Monday, February 27, 2006

February 27, 2006--I Love Paris!

If you’ve been following this blog you have been hearing my periodic rants about the French—How when Islamic youth took to the streets to protest the deaths of two teenagers, I mocked the French elite’s outrage that these youngsters who were French would do such a thing, ignoring the fact that merely calling these marginalized people citizens does not solve the problem of French racism; how when the foie gras industry was being threatened by animal rights advocates the National Assembly passed a law protecting gravage as a national patrimony; and how the French are blaming their obesity problem on the proliferation of American fast foods rather that taking a look at the changes within French society that are interfering with the traditional role of women to provide daily home cooked lunches and dinners; and how preposterous it was to assert that even though France has one of the slowest economic growth rates in Europe and the highest unemployment they had something better to offer than the “Anglo-Saxon” model—“soft power,” where enjoying one’s leisure is more important than having a job. And there was more.

But after a few days in Paris, I’m again in love with Paris, if not France. I suppose this is a version of the French hating America but not Americans.

First about soft power—it is affirming to ride on the Metro and to note how many people, especially young people, are reading. Not just magazines and tabloids, but books, real books (including some by American authors). If this is what the French are doing with some of their treasured non-work time, I say keep buying and reading books.

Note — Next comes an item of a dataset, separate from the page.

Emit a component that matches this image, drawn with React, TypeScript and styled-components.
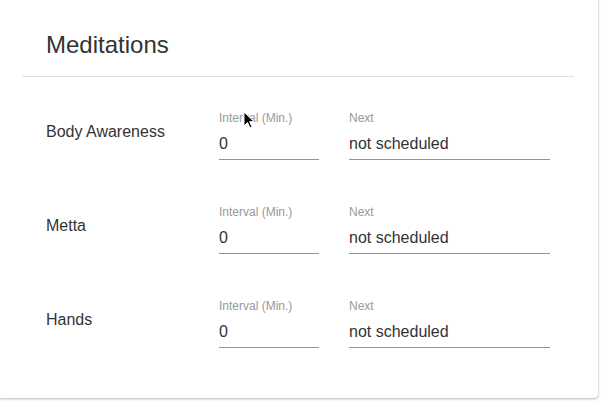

And then I am here to assert that foie gras is patrimonical. And I am glad there is a law to protect the gravage industry. In all its forms it is a national treasure and should be honored and protected from all PETA folks. Sorry Brigit Bardot.

But on the way in from the airport I did catch a glimpse of the miserable suburban ghettos where the Islamic French are confined and all the furious graffiti on literally everything. Both attest to the hopelessness of too many lives. This is still a national, and Parisian, disgrace.

In my renewed love affair with Paris, this is still unignorable. Love is not that blind.